Records
========================

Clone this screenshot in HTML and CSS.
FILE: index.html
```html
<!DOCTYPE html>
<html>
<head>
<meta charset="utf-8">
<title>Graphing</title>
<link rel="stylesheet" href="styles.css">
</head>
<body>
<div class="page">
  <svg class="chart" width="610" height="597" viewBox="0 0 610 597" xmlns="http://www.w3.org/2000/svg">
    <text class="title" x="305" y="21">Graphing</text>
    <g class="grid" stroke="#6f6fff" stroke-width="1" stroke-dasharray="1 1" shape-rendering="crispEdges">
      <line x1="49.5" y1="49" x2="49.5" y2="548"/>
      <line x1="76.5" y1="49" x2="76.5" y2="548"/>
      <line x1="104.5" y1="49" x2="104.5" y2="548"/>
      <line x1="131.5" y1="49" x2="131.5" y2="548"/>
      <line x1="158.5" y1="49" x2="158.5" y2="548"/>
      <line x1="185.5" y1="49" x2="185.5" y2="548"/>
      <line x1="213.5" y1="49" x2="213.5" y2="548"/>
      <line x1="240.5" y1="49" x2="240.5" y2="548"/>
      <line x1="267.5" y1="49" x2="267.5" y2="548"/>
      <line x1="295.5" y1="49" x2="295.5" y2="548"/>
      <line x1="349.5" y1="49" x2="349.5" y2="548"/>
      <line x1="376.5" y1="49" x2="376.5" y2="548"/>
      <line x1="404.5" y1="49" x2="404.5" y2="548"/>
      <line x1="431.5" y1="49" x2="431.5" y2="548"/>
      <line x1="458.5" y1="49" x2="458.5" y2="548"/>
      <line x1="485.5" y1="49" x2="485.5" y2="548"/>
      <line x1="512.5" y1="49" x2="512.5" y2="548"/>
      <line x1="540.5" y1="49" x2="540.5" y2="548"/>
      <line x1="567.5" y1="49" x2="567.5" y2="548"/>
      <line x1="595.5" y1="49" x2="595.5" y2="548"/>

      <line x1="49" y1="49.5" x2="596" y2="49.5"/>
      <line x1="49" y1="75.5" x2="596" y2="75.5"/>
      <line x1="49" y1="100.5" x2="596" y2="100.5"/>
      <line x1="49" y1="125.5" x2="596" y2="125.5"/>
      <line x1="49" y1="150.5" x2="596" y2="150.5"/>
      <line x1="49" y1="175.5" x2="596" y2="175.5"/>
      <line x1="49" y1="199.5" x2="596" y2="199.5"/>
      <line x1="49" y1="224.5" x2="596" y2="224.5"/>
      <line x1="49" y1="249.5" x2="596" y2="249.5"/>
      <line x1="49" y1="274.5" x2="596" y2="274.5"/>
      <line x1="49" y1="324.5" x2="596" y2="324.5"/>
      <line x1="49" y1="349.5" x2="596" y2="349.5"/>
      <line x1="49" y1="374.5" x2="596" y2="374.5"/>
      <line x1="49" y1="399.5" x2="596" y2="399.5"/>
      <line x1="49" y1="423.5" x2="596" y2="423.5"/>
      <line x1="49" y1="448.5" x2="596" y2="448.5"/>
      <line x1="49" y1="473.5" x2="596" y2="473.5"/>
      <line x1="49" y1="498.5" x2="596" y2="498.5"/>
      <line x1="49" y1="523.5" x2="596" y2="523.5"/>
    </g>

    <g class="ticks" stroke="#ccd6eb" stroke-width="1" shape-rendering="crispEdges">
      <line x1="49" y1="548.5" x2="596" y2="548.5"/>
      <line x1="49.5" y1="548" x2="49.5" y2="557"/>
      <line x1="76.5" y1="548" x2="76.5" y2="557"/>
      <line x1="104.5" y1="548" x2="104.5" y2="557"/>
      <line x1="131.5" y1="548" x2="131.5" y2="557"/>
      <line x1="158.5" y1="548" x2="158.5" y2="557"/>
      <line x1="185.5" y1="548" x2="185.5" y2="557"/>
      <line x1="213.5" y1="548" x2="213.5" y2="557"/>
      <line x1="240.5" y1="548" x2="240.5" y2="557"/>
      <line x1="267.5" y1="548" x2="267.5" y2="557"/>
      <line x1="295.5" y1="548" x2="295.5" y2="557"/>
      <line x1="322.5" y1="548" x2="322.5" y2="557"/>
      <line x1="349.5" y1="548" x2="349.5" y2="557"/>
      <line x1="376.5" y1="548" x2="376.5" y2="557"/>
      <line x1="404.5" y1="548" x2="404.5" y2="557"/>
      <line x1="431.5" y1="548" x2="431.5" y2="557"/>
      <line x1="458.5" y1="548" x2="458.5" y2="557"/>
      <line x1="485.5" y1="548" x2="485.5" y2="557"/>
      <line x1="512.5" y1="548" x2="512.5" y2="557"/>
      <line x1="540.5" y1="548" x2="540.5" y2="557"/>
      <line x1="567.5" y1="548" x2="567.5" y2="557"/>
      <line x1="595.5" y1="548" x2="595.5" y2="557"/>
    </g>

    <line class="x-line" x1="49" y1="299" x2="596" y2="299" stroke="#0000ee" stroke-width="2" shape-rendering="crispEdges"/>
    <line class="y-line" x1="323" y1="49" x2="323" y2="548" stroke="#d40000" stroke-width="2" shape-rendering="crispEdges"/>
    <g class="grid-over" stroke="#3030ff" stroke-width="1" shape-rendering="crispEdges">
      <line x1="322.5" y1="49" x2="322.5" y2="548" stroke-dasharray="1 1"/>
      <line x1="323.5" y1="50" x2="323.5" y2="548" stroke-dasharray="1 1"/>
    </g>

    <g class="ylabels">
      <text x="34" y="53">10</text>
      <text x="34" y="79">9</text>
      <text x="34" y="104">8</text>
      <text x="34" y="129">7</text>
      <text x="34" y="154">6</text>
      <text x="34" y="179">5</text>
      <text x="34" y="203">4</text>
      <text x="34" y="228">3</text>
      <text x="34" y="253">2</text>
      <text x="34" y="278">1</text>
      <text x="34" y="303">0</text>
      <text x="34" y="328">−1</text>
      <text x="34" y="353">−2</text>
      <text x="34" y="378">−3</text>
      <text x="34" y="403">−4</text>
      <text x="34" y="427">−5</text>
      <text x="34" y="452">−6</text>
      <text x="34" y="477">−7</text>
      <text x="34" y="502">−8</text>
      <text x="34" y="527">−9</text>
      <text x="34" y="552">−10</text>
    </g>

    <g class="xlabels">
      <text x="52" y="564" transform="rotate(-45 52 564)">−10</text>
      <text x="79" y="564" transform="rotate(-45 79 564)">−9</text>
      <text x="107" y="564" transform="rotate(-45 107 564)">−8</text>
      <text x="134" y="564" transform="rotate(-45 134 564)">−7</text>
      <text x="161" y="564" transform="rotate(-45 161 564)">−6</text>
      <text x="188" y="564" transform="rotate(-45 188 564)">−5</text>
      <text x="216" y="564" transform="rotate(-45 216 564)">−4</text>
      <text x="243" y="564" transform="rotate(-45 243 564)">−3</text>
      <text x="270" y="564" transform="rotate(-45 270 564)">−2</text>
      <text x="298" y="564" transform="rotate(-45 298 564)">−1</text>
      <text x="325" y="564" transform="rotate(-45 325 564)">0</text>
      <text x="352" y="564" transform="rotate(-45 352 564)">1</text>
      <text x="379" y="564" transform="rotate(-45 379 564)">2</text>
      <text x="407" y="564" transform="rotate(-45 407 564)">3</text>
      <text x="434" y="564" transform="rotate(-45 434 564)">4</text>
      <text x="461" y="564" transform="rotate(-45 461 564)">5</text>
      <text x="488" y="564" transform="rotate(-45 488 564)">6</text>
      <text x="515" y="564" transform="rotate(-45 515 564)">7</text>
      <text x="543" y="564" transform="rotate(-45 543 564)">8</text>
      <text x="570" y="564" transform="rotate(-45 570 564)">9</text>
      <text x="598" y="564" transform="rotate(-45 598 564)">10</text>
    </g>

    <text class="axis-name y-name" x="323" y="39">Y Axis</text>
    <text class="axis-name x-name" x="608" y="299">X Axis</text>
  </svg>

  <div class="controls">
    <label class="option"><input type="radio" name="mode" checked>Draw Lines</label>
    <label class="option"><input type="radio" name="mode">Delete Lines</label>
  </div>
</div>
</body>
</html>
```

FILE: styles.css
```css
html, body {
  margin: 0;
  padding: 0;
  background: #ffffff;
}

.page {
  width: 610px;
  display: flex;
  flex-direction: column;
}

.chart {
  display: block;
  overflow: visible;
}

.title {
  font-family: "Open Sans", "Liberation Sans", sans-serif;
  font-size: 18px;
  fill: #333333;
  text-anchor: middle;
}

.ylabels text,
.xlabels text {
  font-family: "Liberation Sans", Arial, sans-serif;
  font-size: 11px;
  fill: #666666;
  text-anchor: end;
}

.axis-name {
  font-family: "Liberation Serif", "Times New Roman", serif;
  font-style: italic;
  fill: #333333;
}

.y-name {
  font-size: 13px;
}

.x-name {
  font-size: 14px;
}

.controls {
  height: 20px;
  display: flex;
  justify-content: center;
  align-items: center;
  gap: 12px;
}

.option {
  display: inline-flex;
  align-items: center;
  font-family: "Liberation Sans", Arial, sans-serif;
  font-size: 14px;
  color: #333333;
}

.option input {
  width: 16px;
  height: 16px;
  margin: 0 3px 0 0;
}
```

========================

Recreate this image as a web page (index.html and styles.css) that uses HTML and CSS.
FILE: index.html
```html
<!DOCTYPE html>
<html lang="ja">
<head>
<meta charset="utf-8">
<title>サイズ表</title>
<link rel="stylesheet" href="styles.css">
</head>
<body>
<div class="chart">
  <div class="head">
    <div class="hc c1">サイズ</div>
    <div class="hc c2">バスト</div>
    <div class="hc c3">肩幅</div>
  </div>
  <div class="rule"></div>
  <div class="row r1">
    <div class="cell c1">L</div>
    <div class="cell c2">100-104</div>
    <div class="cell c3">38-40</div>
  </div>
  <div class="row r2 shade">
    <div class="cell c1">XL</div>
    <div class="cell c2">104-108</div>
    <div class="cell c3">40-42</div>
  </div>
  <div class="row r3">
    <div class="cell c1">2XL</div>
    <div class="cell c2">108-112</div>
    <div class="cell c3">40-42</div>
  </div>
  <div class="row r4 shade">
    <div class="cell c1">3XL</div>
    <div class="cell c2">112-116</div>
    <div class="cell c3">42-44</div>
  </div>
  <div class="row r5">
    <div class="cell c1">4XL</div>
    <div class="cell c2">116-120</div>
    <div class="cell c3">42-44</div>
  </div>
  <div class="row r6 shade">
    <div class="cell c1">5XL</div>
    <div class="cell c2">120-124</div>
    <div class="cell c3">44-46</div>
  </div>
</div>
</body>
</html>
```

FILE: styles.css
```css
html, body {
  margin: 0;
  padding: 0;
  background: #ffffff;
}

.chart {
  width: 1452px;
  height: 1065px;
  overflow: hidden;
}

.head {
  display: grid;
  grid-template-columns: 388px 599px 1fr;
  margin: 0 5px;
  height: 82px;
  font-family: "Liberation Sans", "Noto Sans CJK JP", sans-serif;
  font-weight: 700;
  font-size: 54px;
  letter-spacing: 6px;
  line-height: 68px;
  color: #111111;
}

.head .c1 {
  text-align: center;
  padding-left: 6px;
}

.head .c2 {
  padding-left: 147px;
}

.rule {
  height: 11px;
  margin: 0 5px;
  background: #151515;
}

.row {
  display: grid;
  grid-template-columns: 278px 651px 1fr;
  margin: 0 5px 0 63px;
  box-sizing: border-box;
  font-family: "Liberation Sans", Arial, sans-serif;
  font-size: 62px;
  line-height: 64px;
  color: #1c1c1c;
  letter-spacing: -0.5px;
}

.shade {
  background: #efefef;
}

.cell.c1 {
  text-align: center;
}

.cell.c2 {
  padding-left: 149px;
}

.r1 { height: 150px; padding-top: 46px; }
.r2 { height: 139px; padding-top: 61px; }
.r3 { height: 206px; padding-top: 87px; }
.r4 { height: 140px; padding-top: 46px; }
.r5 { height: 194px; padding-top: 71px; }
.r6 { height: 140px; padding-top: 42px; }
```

========================

_WRITTEN PROBLEM_: Report the number of lines in the entries above that include the string "this". Give nothing but the number.

_PROBLEM SOLUTION_: 2